Because of its inherent limitations, internal control over financial reporting may not prevent or detect misstatements. These inherent limitations are an intrinsic part of the financial reporting process. Therefore, although the Company’s management is unable to eliminate this risk, it is possible to develop safeguards to reduce it. Also, projections of any evaluation of effectiveness to future periods are subject to the risk that controls may become inadequate because of changes in conditions, or that the degree of compliance with the policies or procedures may deteriorate.
The Company’s management, under the supervision of and with the participation of the Principal Executive Officer and Principal Financial Officer, assessed the effectiveness of the Company’s internal control over financial reporting as of September 30, 2016 based on criteria for effective control over financial reporting described in Internal Control - Integrated Framework issued by the Committee of Sponsoring Organizations of the Treadway Commission (“COSO”) in 2013. Based on this assessment, the Company’s management concluded that its internal control over financial reporting was effective as of September 30, 2016 in accordance with the COSO criteria. The Company's independent registered public accounting firm, KPMG LLP, has issued an audit report on the Company's internal control over financial reporting, which is included herein.
Changes in Internal Controls Over Financial Reporting
An evaluation was performed under the supervision of the Company’s management, including the Principal Executive Officer and Principal Financial Officer, of whether any change in the Company’s internal control over financial reporting (as defined in the Exchange Act Rules 13a-15(f) and 15d-15(f)) occurred during the quarter ended September 30, 2016. Based on that evaluation, the Company’s management, including the Principal Executive Officer and Principal Financial Officer, concluded that no significant changes in the Company’s internal controls over financial reporting occurred during the quarter ended September 30, 2016 that has materially affected or is reasonably likely to materially affect, the Company’s internal control over financial reporting.

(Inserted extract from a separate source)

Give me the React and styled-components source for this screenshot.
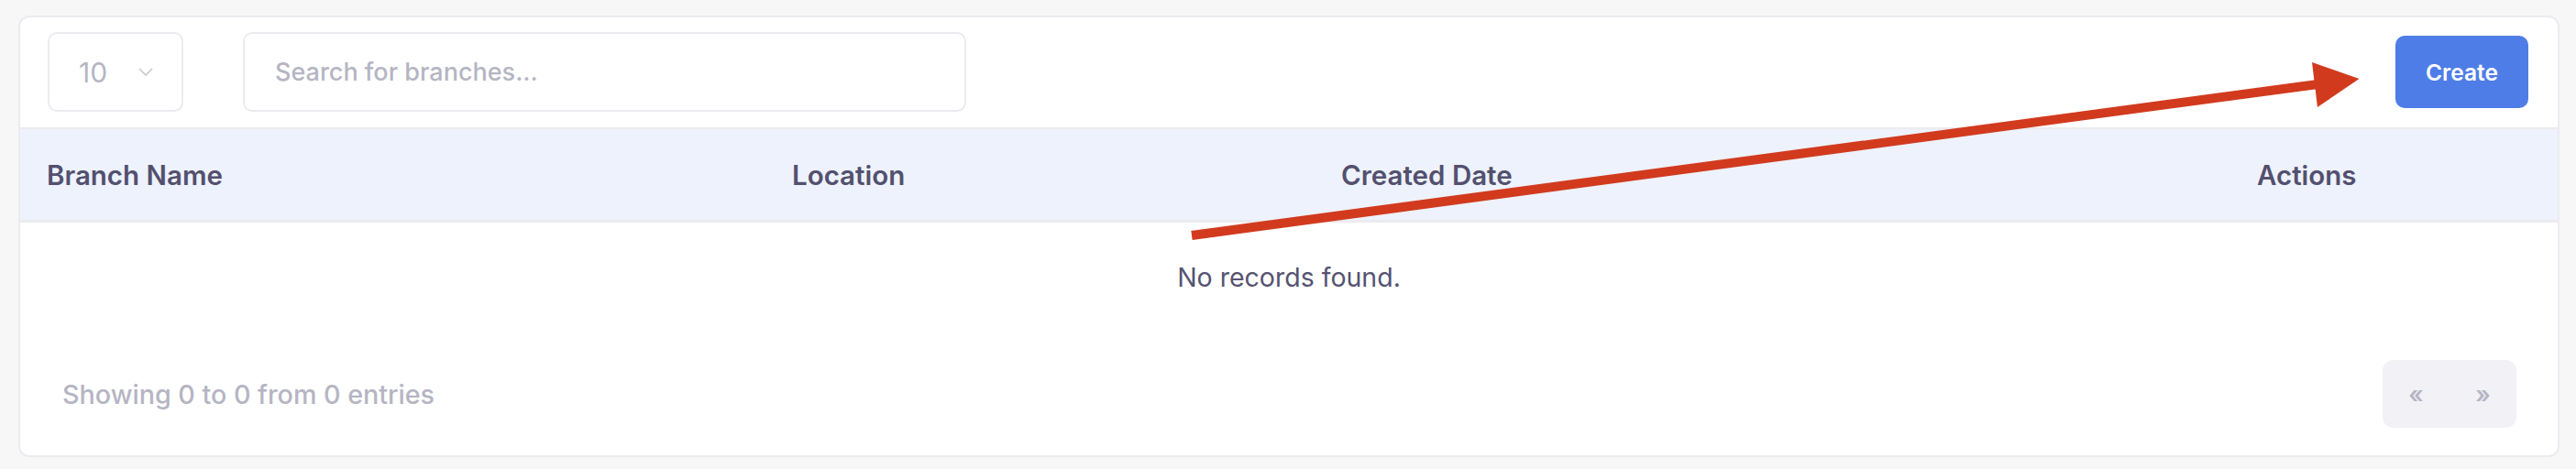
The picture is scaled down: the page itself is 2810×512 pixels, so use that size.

Limitations on the Effectiveness of Controls
Our management, including our Principal Executive Officer and Principal Financial Officer, does not expect that the Company’s disclosure controls and procedures or the Company’s internal controls over financial reporting will prevent all errors and all fraud. A control system, no matter how well conceived and operated, can provide only reasonable, not absolute, assurance that the objectives of the control system are met. Further, the design of a control system must reflect the fact that there are resource constraints, and the benefits of controls must be considered relative to their costs. Because of the inherent limitations in all control systems, no evaluation of controls can provide absolute assurance that all control issues and instances of fraud, if any, within the Company have been detected.

Item 9B.
Other Information
On November 17, 2016, the Company announced that Mr. Omar Asali, President, Chief Executive Officer and a director of the Company, plans to leave the Company in the second half of Fiscal 2017. In connection with the foregoing, on November 17, 2016, the Company and Mr. Asali entered into a Transition Agreement (the “Transition Agreement”). The Transition Agreement provides that Mr. Asali will receive from the Company (i) for Fiscal 2016, a bonus of $8,000,000 in cash and (ii) for Fiscal 2017, a bonus for $3,000,000 in cash, on the earlier of March 31, 2017 and the Announcement Date (as defined below), and an additional payment of $3,000,000 (or such higher amount as determined by the Board, the “Transaction Bonus”), if (x) the Company enters into definitive documentation with respect to a Transaction (as defined below), Mr. Asali remains employed through the Announcement Date and shareholder approval of the Transaction contemplated in connection with the Announcement Date is obtained or (y) there is a Specified Event on or prior to the Announcement Date, and within 18 months following such Specified Event the Company enters into definitive documentation, and obtains the required shareholder approvals, with respect to a Transaction. For these purposes, “Announcement Date” means the date on which the Company announces that it has entered into definitive documentation which, if the transactions contemplated thereby were consummated, would result in a sale, merger, change in control or other strategic transaction of or involving the Company and substantially all of its assets (such a transaction, a “Transaction”).